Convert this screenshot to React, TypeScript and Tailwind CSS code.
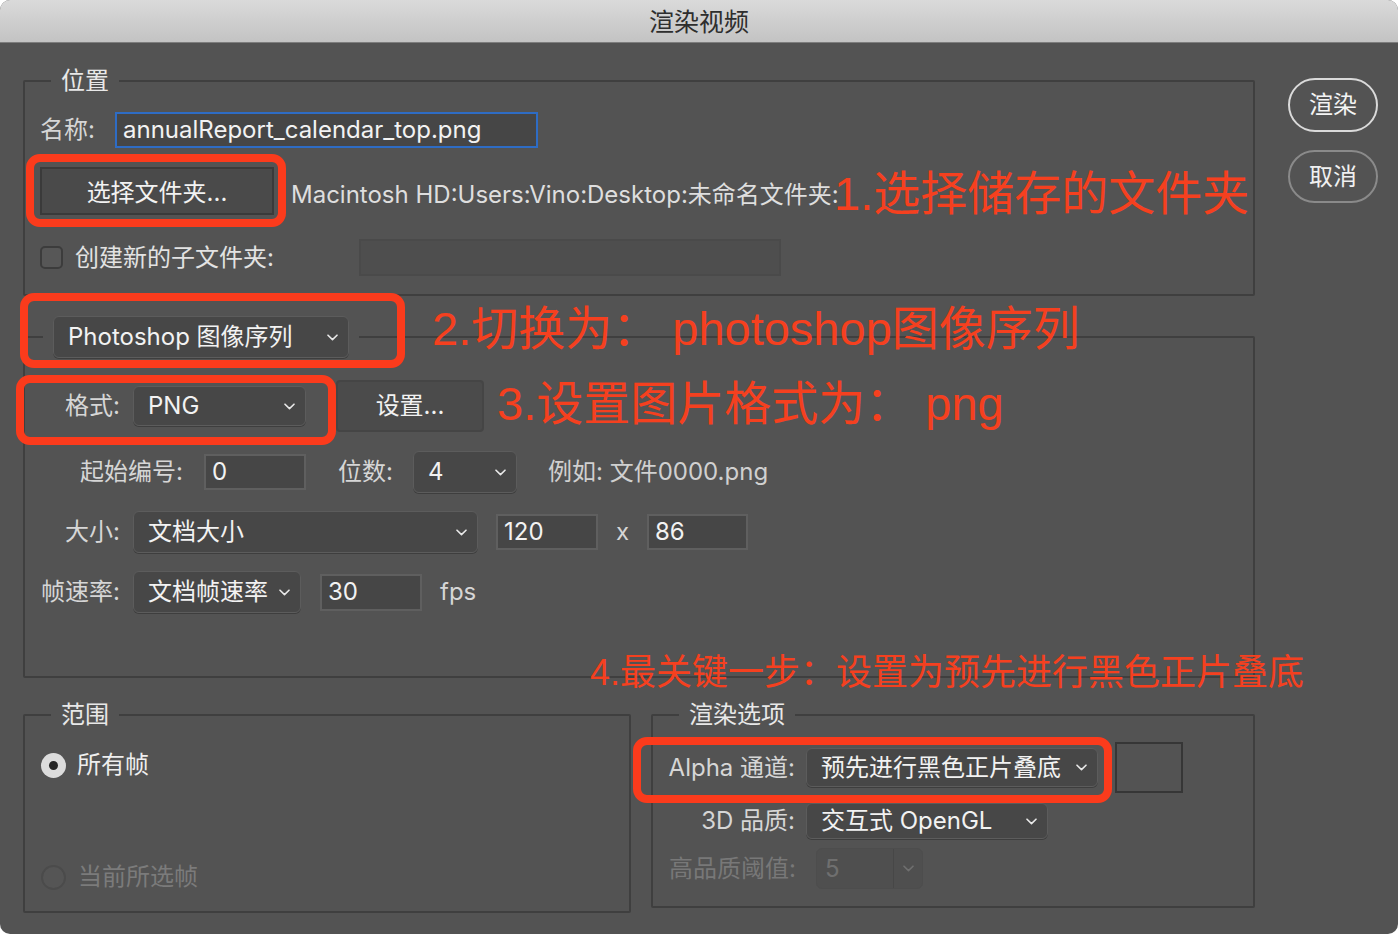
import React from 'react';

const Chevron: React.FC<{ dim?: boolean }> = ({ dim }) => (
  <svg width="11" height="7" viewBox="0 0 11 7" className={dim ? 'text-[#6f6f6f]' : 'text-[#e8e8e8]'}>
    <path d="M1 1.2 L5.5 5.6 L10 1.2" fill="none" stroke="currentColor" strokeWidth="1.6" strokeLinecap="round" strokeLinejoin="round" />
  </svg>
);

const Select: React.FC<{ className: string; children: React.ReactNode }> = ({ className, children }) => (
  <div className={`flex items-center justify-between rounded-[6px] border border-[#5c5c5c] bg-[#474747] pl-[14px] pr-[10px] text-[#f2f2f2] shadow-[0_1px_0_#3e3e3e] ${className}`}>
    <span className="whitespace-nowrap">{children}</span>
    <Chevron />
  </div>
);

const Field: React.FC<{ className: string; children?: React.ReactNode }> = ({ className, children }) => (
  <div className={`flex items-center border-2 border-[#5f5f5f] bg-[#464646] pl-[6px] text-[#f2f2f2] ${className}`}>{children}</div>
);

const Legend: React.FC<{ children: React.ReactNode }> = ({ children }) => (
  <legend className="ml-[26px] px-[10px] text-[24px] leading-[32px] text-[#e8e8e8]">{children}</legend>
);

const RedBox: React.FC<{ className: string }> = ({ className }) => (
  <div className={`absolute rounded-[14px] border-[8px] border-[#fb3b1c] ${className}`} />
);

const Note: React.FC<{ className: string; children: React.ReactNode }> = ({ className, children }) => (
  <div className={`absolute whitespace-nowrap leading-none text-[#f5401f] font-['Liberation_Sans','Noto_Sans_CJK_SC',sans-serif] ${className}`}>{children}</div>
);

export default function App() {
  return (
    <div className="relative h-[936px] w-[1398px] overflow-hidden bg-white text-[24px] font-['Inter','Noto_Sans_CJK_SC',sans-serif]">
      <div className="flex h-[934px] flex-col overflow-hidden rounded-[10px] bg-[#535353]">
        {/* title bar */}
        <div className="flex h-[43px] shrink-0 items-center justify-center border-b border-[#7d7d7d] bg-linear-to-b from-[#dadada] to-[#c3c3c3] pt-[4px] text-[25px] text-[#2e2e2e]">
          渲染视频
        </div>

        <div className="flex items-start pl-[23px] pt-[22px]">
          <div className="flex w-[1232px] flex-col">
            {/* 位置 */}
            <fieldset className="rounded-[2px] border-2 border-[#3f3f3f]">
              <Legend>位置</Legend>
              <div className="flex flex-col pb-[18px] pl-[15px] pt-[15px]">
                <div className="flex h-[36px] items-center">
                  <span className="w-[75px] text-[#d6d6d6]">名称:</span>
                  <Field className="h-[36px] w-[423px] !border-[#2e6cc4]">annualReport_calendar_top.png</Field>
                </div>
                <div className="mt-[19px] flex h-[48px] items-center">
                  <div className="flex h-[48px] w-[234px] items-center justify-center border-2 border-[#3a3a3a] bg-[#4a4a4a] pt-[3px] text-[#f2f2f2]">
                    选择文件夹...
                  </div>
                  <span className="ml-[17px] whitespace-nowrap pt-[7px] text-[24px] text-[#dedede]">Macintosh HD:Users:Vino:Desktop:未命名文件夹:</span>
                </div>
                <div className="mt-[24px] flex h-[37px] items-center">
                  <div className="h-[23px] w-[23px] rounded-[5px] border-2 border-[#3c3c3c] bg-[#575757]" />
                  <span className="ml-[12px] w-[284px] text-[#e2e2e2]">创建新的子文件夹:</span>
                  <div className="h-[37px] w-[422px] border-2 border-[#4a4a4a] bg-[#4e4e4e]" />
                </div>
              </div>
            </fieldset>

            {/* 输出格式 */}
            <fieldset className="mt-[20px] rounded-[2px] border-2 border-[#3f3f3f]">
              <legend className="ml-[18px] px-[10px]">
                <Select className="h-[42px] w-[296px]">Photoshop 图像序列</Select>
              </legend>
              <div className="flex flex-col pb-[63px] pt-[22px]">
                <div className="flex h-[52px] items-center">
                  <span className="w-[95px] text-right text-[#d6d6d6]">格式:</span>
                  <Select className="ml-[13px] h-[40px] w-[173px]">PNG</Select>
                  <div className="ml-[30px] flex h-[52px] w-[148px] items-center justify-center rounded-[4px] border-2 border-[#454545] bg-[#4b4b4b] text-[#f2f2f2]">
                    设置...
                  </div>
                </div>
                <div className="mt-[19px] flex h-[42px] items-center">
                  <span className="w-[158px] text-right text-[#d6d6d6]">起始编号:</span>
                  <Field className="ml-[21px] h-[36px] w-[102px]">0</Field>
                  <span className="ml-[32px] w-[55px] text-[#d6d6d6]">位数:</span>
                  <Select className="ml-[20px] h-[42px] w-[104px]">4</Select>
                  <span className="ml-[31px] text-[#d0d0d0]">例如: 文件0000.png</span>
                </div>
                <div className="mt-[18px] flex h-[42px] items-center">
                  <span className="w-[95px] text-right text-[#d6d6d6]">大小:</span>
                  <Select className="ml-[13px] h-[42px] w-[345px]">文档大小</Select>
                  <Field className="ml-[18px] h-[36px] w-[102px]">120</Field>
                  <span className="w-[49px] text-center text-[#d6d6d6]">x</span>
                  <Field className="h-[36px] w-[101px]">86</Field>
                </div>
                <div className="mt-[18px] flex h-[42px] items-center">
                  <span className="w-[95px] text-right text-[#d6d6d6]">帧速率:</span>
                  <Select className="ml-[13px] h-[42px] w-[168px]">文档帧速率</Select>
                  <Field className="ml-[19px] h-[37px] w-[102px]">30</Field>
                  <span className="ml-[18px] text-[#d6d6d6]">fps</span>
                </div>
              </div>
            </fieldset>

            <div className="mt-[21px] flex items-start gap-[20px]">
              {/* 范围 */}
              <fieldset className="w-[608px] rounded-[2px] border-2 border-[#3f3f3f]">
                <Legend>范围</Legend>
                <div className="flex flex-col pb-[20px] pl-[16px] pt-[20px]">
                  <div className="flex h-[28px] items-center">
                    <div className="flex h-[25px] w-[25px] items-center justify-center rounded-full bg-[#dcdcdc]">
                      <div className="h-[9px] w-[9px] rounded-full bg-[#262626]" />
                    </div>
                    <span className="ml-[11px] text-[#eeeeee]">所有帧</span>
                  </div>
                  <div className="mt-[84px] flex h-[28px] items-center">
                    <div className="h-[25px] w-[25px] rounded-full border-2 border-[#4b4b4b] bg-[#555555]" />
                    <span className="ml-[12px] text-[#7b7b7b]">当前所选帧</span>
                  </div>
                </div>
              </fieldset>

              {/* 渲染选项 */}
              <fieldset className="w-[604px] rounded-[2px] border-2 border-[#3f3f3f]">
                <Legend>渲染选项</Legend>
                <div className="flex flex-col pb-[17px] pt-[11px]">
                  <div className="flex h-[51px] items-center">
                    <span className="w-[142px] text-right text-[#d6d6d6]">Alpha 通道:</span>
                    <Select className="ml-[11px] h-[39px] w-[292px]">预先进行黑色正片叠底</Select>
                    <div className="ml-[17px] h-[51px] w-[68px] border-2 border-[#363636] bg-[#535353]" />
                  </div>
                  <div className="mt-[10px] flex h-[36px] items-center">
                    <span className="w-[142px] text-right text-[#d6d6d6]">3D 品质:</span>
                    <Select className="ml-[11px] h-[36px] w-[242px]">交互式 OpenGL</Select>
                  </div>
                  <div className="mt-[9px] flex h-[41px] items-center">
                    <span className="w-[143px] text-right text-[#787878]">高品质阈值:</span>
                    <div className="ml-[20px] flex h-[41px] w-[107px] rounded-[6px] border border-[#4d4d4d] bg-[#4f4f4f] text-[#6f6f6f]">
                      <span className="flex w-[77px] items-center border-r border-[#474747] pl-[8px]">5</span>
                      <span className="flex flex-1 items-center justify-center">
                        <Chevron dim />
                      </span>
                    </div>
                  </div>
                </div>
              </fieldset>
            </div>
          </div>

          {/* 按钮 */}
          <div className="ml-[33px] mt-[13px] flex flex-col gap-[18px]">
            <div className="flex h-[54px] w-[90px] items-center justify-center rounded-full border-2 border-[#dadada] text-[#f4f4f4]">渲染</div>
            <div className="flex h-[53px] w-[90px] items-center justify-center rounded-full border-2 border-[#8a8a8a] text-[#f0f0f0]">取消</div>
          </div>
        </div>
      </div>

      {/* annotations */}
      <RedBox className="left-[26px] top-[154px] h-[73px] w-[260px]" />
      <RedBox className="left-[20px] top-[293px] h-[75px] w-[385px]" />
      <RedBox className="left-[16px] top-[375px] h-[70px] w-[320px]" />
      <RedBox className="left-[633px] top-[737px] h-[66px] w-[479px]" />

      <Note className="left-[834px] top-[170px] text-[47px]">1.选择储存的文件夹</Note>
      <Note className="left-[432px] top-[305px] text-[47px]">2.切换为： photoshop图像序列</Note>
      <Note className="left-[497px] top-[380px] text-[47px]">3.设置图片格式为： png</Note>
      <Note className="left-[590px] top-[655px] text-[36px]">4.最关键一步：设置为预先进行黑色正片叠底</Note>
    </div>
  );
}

= = = = =

→ **WHAT TO PRODUCE**:
Exactly as they appear, print the lines of the listing above from its first line through the line that contains "import React from 'react';", minus the pictures.

→ **WRITTEN REPLY**:
Convert this screenshot to React, TypeScript and Tailwind CSS code.
import React from 'react';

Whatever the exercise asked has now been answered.